To kick off, you’re dropped off the back of a ferry, forced to swim through icy Norwegian fjords to make it to the bike transition. Then you ride up 5 mountain passes, clocking in over 4km of vert. Once off the bike and onto the run, you have to again ascend mountainous passes before reaching the finish, at the summit of Gaustatoppen.
I’m definitely in on this at some stage.
This is another one that looks like pretty damn good fun.
Combine trekking, kayaking, mountain biking and climbing in the remote Patagonian region of southern Chile and you have all the ingredients of an adventure race.
This one takes place over 10 days and covers over 350 miles, though the course is ever changing. Not only will it test you physically, it will test your ability to navigate and co-ordinate between various physical disciplines.
Sign me up
Hands up if you know a lot about Bhutan? Didn’t think so. Not that I can see you, but I’d guess there weren’t many raised. Besides being dubbed the ‘happiest nation on Earth’ and being the only ‘carbon negative’ country, I personally know very little. Expect for the Snowman trek.
The Snowman is one of the worlds highest altitude treks and billed as one of the hardest. It can take up to 25 days but that seems a little excessive. Let’s call it 3 weeks. Still, it’s long. You’re crossing 9 passes over 4,500m which means altitude is a factor for most.

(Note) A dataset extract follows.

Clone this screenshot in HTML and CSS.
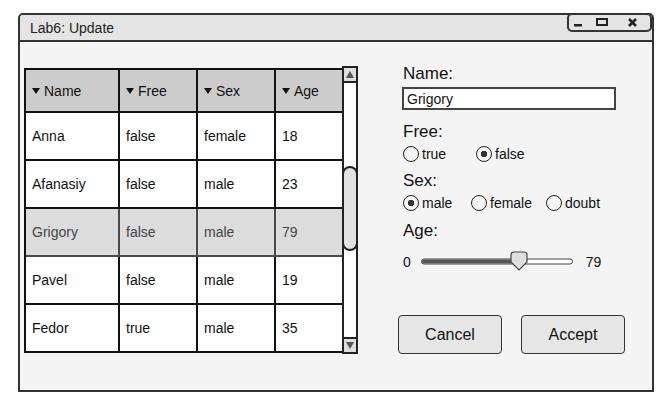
FILE: index.html
```html
<!DOCTYPE html>
<html lang="en">
<head>
    <meta charset="UTF-8">
    <meta name="viewport" content="width=device-width, initial-scale=1.0">
    <title>Lab6: Update</title>
    <link rel="stylesheet" href="styles.css">
</head>
<body>
    <div class="window">
        <div class="titlebar">
            <span class="title">Lab6: Update</span>
            <div class="controls">
                <svg width="81" height="15" viewBox="0 0 81 15">
                    <rect x="5" y="9" width="8" height="2.5" fill="#222"/>
                    <rect x="28" y="4" width="10" height="6" fill="none" stroke="#222" stroke-width="2"/>
                    <path d="M60 4 L67 11 M67 4 L60 11" stroke="#222" stroke-width="2.6"/>
                </svg>
            </div>
        </div>

        <div class="content">
            <!-- Table with its scrollbar -->
            <div class="list">
                <div class="grid">
                    <div class="row head">
                        <div class="cell"><span class="sort"></span>Name</div>
                        <div class="cell"><span class="sort"></span>Free</div>
                        <div class="cell"><span class="sort"></span>Sex</div>
                        <div class="cell"><span class="sort"></span>Age</div>
                    </div>
                    <div class="row">
                        <div class="cell">Anna</div>
                        <div class="cell">false</div>
                        <div class="cell">female</div>
                        <div class="cell">18</div>
                    </div>
                    <div class="row">
                        <div class="cell">Afanasiy</div>
                        <div class="cell">false</div>
                        <div class="cell">male</div>
                        <div class="cell">23</div>
                    </div>
                    <div class="row selected">
                        <div class="cell">Grigory</div>
                        <div class="cell">false</div>
                        <div class="cell">male</div>
                        <div class="cell">79</div>
                    </div>
                    <div class="row">
                        <div class="cell">Pavel</div>
                        <div class="cell">false</div>
                        <div class="cell">male</div>
                        <div class="cell">19</div>
                    </div>
                    <div class="row">
                        <div class="cell">Fedor</div>
                        <div class="cell">true</div>
                        <div class="cell">male</div>
                        <div class="cell">35</div>
                    </div>
                </div>
                <div class="scrollbar">
                    <div class="scroll-btn up"></div>
                    <div class="thumb"></div>
                    <div class="scroll-btn down"></div>
                </div>
            </div>

            <!-- Edit form -->
            <form class="editor">
                <label class="label" for="name">Name:</label>
                <input id="name" class="text-input" type="text" value="Grigory">

                <div class="label gap-free">Free:</div>
                <div class="choices free">
                    <span class="radio">true</span>
                    <span class="radio checked">false</span>
                </div>

                <div class="label gap-sex">Sex:</div>
                <div class="choices sex">
                    <span class="radio checked">male</span>
                    <span class="radio">female</span>
                    <span class="radio">doubt</span>
                </div>

                <div class="label gap-age">Age:</div>
                <div class="slider">
                    <span class="min">0</span>
                    <svg width="152" height="21" viewBox="0 0 152 21">
                        <rect x="0.5" y="8" width="151" height="5" rx="2.5" fill="#fff" stroke="#444"/>
                        <rect x="1" y="8.5" width="92" height="4" rx="2" fill="#555"/>
                        <path d="M90 4 Q90 1 93 1 H103 Q106 1 106 4 V11 L98 19 L90 11 Z" fill="#dedede" stroke="#444" stroke-width="1.2"/>
                    </svg>
                    <span class="max">79</span>
                </div>

                <div class="actions">
                    <button type="button" class="btn">Cancel</button>
                    <button type="button" class="btn">Accept</button>
                </div>
            </form>
        </div>
    </div>
</body>
</html>
```

FILE: styles.css
```css
* {
    margin: 0;
    padding: 0;
    box-sizing: border-box;
}

body {
    font-family: "Liberation Sans", Arial, sans-serif;
    font-size: 14px;
    color: #111;
    background: #fff;
}

/* Window frame */
.window {
    width: 636px;
    height: 379px;
    margin: 13px 0 0 18px;
    border: 2px solid #333;
    border-radius: 5px 5px 0 0;
    background: #f4f4f4;
    display: flex;
    flex-direction: column;
}

.titlebar {
    height: 27px;
    padding-left: 10px;
    background: #e4e4e4;
    border-bottom: 2px solid #333;
    border-radius: 3px 3px 0 0;
    display: flex;
    align-items: center;
    justify-content: space-between;
}

.title {
    color: #222;
}

.controls {
    align-self: flex-start;
    width: 85px;
    height: 19px;
    margin-top: -2px;
    border: 2px solid #333;
    border-radius: 5px;
    display: flex;
    align-items: center;
}

.content {
    display: flex;
    align-items: flex-start;
    padding: 22px 0 0 4px;
}

/* Table */
.list {
    display: flex;
    align-items: flex-start;
}

.grid {
    width: 320px;
    margin-top: 4px;
    border-left: 2px solid #111;
    border-top: 2px solid #111;
}

.row {
    display: grid;
    grid-template-columns: 94px 78px 78px 68px;
    height: 48px;
}

.row.head {
    height: 43px;
}

.cell {
    display: flex;
    align-items: center;
    padding-left: 6px;
    background: #fff;
    border-right: 2px solid #111;
    border-bottom: 2px solid #111;
}

.head .cell {
    background: #ccc;
}

.selected .cell {
    background: #dcdcdc;
    color: #444;
    border-color: #4a4a4a;
}

.sort {
    width: 0;
    height: 0;
    margin-right: 4px;
    border-left: 4px solid transparent;
    border-right: 4px solid transparent;
    border-top: 6px solid #111;
}

.scrollbar {
    width: 16px;
    height: 288px;
    margin: 2px 0 0 -2px;
    border: 2px solid #222;
    background: #fff;
    display: flex;
    flex-direction: column;
}

.scroll-btn {
    height: 15px;
    background: #ddd;
    display: flex;
    align-items: center;
    justify-content: center;
}

.scroll-btn::after {
    content: "";
    border-left: 4px solid transparent;
    border-right: 4px solid transparent;
}

.up {
    border-bottom: 2px solid #222;
}

.up::after {
    border-bottom: 7px solid #555;
}

.down {
    margin-top: auto;
    border-top: 2px solid #222;
}

.down::after {
    border-top: 7px solid #555;
}

.thumb {
    height: 85px;
    margin: 83px -2px 0;
    border: 2px solid #222;
    border-radius: 8px;
    background: #e2e2e2;
}

/* Form */
.editor {
    width: 224px;
    margin-left: 44px;
    display: flex;
    flex-direction: column;
}

.label {
    font-size: 17px;
    line-height: 20px;
    margin-left: 1px;
}

.gap-free { margin-top: 12px; }
.gap-sex { margin-top: 8px; }
.gap-age { margin-top: 9px; }

.text-input {
    width: 214px;
    height: 23px;
    margin-top: 3px;
    padding-left: 3px;
    border: 2px solid #444;
    background: #fff;
    font: 14px "Liberation Sans", Arial, sans-serif;
    color: #111;
}

.choices {
    display: grid;
    height: 18px;
    margin: 3px 0 0 1px;
}

.choices.free {
    grid-template-columns: 73px auto;
}

.choices.sex {
    grid-template-columns: 68px 75px auto;
}

.radio {
    display: flex;
    align-items: center;
    gap: 3px;
}

.radio::before {
    content: "";
    width: 14px;
    height: 14px;
    border: 1.5px solid #222;
    border-radius: 50%;
}

.radio.checked::before {
    background: radial-gradient(circle, #333 0 3px, transparent 3.5px);
}

.slider {
    display: flex;
    align-items: center;
    height: 21px;
    margin: 10px 0 0 1px;
}

.slider .min {
    margin-right: 10px;
}

.slider .max {
    margin-left: 13px;
}

.actions {
    display: flex;
    gap: 19px;
    margin: 43px 0 0 -4px;
}

.btn {
    width: 104px;
    height: 39px;
    font: 16px "Liberation Sans", Arial, sans-serif;
    color: #111;
    background: #e6e6e6;
    border: 1px solid #333;
    border-radius: 4px;
}
```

This is yet another brutally long, hot run that perhaps tops the list on the difficulty factor. Not only do runners have to cover 245km in the blistering heat, they have to do it in 36 hours.
Not only is it insanely difficult, it’s steeped in rich history. This is the route covered by Pheidippides when he ran from Athens to Sparta to ask for help, way back in 490BC. Many think the marathon was based on that effort but the reality is over 5 times longer…
The Barkley Marathon has been running (hehe) since 1986 and in that time has seen 18 finishes from 15 different athle…. Woah woah woah hold up just a moment. So the event has been running 22 years and in that time, 15 different people have FINISHED it. This year nobody finished.
So what’s the deal? Why would people want to do something that in all likelihood, they’ll never finish? Well, that’s all part of the charm.
Check out this documentary; http://barkleymovie.com/. It gives a great explanation of the whole thing.
Special Mention; Self-Transcendence 3,100 Mile
This one doesn’t make it on the the regular list because it’s far too ridiculous.
5,649 laps of an 830m block in New York. Yep. That’s enough information to know I don’t even want to think about it. But then that’s what makes all this appealing doesn’t it? What if… no, no, that’s beyond my realm of craziness.